The SMS filter caught a FedEx phishing text within about 10 seconds of it arriving — it never even appeared in my main inbox. That alone felt like a genuine win.
Free vs Premium — what’s worth paying for?
The free version covers the essentials: caller ID, community-based spam flagging, manual number lookup, and basic auto-blocking. For most people, that’s genuinely enough.
Premium (roughly $2–3/month depending on your region) adds: unlimited number searches, more detailed caller profiles, ad removal, and priority database updates. The priority updates matter if you’re in an area where scam call waves hit hard — you get flagged numbers faster.
I used the free tier for four months, then tried Premium for 90 days. My honest take: the free tier is really good. I upgraded mainly to remove the ads, not because I was missing anything critical. Heavy reverse-lookup users will find Premium worthwhile. Casual users? Stick with free.
Pros and cons — no sugar-coating
- Offline database is genuinely useful
- SMS spam filter is fast and accurate
- Clean, non-cluttered interface
- Strong coverage in Asia-Pacific
- Free tier is actually usable
- Active community reporting
- Android and iOS support
- Database weaker in some Western regions
- Ads on free tier can be intrusive
- New scam numbers take days to flag
- iOS has more functionality restrictions
- Permissions can feel overly broad
- Occasional false positives on local businesses
Mistakes I made (so you don’t have to)
The first thing I did wrong was turning on hard blocking for all unknown numbers. Within 48 hours I’d missed a call from my kid’s school (a new admin line) and a callback from a mechanic. Lesson: use warning banners, not outright blocks, for anything that isn’t confirmed spam.
Second mistake: I didn’t download the offline database during setup and wondered why identification wasn’t working on weak signal. Check that it actually downloaded — it’s under Settings → Offline ID on most versions. There’s a progress indicator that tells you if it completed.
Third: I assumed the app covered US numbers as well as it covers Asian numbers. It’s decent in the US, but Truecaller has a larger North American crowd-sourced pool. If you’re primarily in Southeast Asia, Japan, or Taiwan, Whoscall is unbeatable. Mixed international usage? You might want to compare both side by side.

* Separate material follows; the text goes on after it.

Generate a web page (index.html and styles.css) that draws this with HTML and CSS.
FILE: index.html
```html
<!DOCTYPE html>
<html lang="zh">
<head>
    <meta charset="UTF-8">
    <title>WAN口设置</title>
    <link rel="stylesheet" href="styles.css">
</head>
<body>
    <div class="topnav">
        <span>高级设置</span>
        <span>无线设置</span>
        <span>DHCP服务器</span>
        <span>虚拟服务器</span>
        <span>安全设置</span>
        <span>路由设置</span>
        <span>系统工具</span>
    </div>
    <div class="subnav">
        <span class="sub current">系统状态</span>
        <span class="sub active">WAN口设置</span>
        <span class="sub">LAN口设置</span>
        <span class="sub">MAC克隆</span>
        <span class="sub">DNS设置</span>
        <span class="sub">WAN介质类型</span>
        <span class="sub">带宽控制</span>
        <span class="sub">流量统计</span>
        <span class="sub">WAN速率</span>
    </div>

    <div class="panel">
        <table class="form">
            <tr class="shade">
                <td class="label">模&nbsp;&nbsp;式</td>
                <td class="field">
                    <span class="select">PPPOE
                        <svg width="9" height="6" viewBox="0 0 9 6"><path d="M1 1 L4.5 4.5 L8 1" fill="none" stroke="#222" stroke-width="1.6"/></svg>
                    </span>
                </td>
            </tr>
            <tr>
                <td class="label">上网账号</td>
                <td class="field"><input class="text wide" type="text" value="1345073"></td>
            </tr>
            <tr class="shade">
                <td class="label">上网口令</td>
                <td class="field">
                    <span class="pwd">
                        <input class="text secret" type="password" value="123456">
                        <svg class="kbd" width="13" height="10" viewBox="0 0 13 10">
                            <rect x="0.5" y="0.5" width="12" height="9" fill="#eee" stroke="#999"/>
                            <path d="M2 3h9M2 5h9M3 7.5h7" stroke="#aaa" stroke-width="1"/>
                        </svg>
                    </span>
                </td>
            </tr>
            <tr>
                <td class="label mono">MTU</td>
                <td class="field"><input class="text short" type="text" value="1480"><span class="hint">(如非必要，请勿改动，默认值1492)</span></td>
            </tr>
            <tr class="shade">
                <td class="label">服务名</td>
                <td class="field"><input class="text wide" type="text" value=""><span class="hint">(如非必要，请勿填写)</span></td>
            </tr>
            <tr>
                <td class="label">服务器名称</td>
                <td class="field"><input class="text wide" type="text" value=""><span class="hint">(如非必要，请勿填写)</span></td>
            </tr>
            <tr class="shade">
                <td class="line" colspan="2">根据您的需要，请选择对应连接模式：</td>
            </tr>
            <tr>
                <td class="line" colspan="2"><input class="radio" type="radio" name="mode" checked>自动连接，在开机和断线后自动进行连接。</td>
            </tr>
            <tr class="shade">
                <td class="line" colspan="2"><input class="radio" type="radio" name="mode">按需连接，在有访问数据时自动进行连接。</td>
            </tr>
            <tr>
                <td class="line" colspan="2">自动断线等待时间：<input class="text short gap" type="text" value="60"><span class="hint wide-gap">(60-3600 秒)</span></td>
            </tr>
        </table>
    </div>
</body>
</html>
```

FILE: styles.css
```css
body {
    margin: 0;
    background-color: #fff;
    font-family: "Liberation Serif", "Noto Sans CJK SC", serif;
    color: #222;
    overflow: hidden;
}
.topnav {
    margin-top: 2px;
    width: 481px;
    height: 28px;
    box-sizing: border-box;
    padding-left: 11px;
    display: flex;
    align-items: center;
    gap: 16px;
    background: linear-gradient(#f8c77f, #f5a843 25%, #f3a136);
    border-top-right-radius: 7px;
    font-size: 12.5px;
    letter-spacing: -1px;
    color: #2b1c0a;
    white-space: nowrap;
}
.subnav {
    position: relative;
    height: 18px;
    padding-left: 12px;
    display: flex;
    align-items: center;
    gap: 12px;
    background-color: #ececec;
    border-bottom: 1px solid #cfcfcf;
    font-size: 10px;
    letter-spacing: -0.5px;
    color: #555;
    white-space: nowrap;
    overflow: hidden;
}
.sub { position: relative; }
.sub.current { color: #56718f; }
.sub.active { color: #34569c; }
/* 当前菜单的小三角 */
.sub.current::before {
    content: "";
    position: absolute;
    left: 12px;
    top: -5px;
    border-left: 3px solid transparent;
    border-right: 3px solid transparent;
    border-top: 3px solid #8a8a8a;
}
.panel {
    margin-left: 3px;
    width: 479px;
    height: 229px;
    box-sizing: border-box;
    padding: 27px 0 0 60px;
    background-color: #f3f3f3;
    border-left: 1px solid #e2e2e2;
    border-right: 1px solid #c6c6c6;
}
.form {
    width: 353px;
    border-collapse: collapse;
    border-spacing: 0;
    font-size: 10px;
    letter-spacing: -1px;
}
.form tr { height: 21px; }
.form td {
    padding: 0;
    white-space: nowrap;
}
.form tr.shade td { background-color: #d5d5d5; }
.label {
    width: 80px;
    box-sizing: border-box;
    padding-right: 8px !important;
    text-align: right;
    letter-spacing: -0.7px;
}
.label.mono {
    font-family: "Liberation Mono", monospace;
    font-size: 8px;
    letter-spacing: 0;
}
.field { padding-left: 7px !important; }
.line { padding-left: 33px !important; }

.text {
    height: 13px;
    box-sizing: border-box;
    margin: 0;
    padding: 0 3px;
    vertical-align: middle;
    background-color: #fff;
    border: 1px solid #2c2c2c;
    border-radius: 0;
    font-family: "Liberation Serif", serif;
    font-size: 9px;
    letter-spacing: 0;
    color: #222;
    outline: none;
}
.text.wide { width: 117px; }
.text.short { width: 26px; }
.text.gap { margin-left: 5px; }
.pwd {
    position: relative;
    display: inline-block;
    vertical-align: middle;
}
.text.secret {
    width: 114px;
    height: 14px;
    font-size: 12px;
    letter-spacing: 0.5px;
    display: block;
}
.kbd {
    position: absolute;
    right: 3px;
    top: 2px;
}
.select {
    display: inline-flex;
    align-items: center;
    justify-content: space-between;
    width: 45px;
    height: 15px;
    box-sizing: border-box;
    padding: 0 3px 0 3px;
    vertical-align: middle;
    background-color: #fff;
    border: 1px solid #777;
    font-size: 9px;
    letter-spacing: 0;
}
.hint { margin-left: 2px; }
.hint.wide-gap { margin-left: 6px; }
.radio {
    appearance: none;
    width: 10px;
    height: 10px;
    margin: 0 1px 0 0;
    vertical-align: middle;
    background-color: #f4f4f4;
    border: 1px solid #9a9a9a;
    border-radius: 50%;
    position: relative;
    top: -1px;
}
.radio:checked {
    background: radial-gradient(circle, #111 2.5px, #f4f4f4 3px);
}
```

Real situations where it actually helped
Beyond my mom’s near-miss, here are three specific situations from the past year where Whoscall made a tangible difference:
The warranty scam wave. In October, a wave of “your car warranty is expiring” calls hit my region. Whoscall had the numbers pre-flagged — I saw a red warning screen before I even considered picking up. None of them got through.
The fake bank call. A number that appeared to use my bank’s official prefix called me. Whoscall flagged it as “reported as impersonation scam” — it turned out to be a spoofed number. My real bank confirmed they hadn’t called me that day.
The missed-call mystery. I got a missed call from an international number I didn’t recognize. Instead of calling back blindly (which can rack up charges on premium-rate scam lines), I ran it through Whoscall’s reverse lookup. It came back as a known international survey spam operation. Saved me a potentially expensive callback.
Final verdict
Whoscall isn’t perfect, and if you’re looking for the best app globally, the answer depends a lot on where you live. But as an everyday safety layer — especially if you’re in Asia-Pacific — it’s among the best tools I’ve tested. It’s practical, gets out of your way, and the free tier offers real value rather than being a crippled demo.
The thing I keep coming back to is this: my mom didn’t have it installed when she got that scam call. She does now. It flagged a suspicious number last month before she even answered. That’s the whole point. It’s not a magic shield, but it meaningfully changes the odds in your favor.
Whoscall 2026 — Recommended
Best for: Asia-Pacific users, anyone frequently targeted by spam or scam calls, users who want SMS protection alongside call blocking. Start with the free tier — upgrade if you do heavy reverse lookups or want faster database updates. Available free on Android and iOS.